■ SHORT EXERCISE
Below, find each line holding "components" and state how many there are, using the number alone.

■ SOURCE MATERIAL
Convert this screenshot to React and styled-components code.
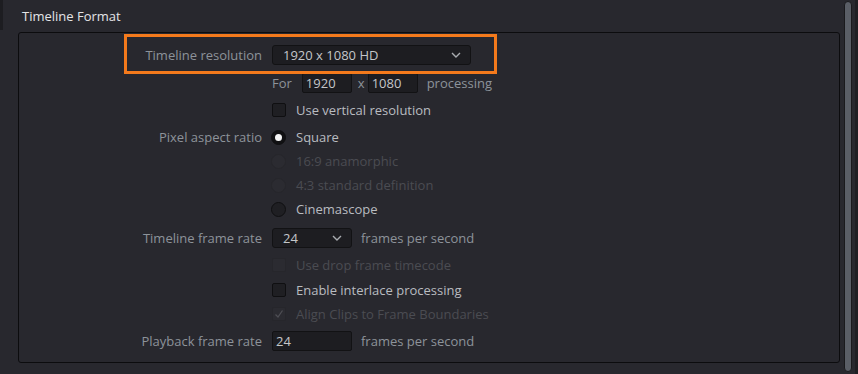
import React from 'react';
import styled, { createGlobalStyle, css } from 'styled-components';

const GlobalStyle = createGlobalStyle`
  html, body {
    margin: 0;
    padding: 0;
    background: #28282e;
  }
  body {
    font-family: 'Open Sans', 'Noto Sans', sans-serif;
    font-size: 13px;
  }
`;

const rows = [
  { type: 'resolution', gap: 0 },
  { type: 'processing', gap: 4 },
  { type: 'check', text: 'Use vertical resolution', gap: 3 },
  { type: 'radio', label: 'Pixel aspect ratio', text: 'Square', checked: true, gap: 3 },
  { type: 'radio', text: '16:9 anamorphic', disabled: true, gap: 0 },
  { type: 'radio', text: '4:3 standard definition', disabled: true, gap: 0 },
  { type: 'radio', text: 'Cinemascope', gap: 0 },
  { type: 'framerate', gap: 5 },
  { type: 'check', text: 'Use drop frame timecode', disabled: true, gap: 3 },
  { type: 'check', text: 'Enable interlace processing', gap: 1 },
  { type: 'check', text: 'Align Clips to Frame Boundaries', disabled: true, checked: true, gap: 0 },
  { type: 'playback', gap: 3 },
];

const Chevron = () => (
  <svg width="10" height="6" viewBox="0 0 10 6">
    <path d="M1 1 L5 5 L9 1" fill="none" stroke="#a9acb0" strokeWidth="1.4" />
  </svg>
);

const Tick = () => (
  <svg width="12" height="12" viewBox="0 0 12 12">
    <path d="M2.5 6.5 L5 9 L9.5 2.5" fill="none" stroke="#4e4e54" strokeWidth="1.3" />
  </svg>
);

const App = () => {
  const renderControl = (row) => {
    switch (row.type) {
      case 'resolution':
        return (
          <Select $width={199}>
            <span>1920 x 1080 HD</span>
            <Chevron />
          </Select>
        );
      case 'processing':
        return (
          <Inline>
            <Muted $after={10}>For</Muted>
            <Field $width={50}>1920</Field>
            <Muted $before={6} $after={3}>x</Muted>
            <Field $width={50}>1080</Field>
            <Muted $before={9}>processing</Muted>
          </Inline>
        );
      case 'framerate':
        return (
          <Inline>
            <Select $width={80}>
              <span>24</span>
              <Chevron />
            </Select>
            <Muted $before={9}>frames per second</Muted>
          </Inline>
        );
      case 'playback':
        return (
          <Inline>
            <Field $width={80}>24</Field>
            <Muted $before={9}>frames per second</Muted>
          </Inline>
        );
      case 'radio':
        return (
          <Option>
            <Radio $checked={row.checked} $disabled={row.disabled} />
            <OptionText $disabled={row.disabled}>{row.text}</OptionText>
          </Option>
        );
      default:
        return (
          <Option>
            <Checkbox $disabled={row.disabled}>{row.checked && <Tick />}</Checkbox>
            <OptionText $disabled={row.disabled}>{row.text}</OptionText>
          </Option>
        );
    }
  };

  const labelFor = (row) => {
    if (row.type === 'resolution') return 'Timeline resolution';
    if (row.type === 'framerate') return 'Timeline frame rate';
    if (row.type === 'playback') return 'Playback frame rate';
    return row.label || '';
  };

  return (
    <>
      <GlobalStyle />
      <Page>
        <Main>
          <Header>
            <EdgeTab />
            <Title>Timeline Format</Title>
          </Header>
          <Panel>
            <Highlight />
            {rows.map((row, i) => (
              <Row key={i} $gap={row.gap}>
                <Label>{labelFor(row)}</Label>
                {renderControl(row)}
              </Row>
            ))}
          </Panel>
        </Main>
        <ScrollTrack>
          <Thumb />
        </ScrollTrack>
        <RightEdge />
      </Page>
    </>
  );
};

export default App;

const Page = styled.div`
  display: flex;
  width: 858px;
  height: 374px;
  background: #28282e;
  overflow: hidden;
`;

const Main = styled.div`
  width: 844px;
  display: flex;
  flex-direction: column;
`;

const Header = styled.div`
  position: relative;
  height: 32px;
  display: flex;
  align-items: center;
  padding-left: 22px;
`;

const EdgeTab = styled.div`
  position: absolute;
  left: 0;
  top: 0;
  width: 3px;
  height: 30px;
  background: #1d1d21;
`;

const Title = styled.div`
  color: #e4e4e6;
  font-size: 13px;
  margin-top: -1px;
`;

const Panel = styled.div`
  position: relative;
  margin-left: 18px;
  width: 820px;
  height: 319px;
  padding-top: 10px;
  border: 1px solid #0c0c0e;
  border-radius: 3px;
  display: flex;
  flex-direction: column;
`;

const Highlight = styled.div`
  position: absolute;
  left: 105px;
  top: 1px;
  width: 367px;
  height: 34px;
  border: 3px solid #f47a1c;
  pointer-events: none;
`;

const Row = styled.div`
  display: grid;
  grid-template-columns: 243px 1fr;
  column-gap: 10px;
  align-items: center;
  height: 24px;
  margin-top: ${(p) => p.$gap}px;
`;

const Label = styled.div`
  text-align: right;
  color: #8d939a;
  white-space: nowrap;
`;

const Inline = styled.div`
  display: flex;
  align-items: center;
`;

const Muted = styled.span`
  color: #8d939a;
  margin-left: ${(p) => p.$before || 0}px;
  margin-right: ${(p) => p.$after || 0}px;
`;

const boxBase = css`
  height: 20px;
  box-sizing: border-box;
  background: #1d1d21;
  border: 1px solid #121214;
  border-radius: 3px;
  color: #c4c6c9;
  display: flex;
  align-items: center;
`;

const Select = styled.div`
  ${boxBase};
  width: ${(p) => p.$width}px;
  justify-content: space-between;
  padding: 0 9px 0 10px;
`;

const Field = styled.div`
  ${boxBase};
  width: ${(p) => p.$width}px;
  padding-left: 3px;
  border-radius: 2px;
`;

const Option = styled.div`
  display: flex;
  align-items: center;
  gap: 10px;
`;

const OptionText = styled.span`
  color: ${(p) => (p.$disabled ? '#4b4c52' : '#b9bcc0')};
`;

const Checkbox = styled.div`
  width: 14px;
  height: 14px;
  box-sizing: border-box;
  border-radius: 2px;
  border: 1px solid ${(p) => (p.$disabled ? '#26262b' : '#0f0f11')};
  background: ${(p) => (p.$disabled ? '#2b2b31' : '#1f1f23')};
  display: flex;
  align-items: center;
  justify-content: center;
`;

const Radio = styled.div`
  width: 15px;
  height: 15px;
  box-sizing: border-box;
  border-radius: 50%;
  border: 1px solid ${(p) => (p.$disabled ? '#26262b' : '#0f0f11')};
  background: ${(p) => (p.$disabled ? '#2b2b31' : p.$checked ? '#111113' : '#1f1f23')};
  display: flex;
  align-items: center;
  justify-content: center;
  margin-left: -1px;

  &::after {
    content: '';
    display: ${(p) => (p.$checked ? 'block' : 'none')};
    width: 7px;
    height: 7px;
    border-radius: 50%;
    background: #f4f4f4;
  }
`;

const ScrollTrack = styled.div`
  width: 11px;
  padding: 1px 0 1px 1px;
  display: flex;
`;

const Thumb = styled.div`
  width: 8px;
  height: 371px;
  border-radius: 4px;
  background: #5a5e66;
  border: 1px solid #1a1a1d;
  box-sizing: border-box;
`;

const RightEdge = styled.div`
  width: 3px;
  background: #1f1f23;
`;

■ WRITTEN ANSWER
2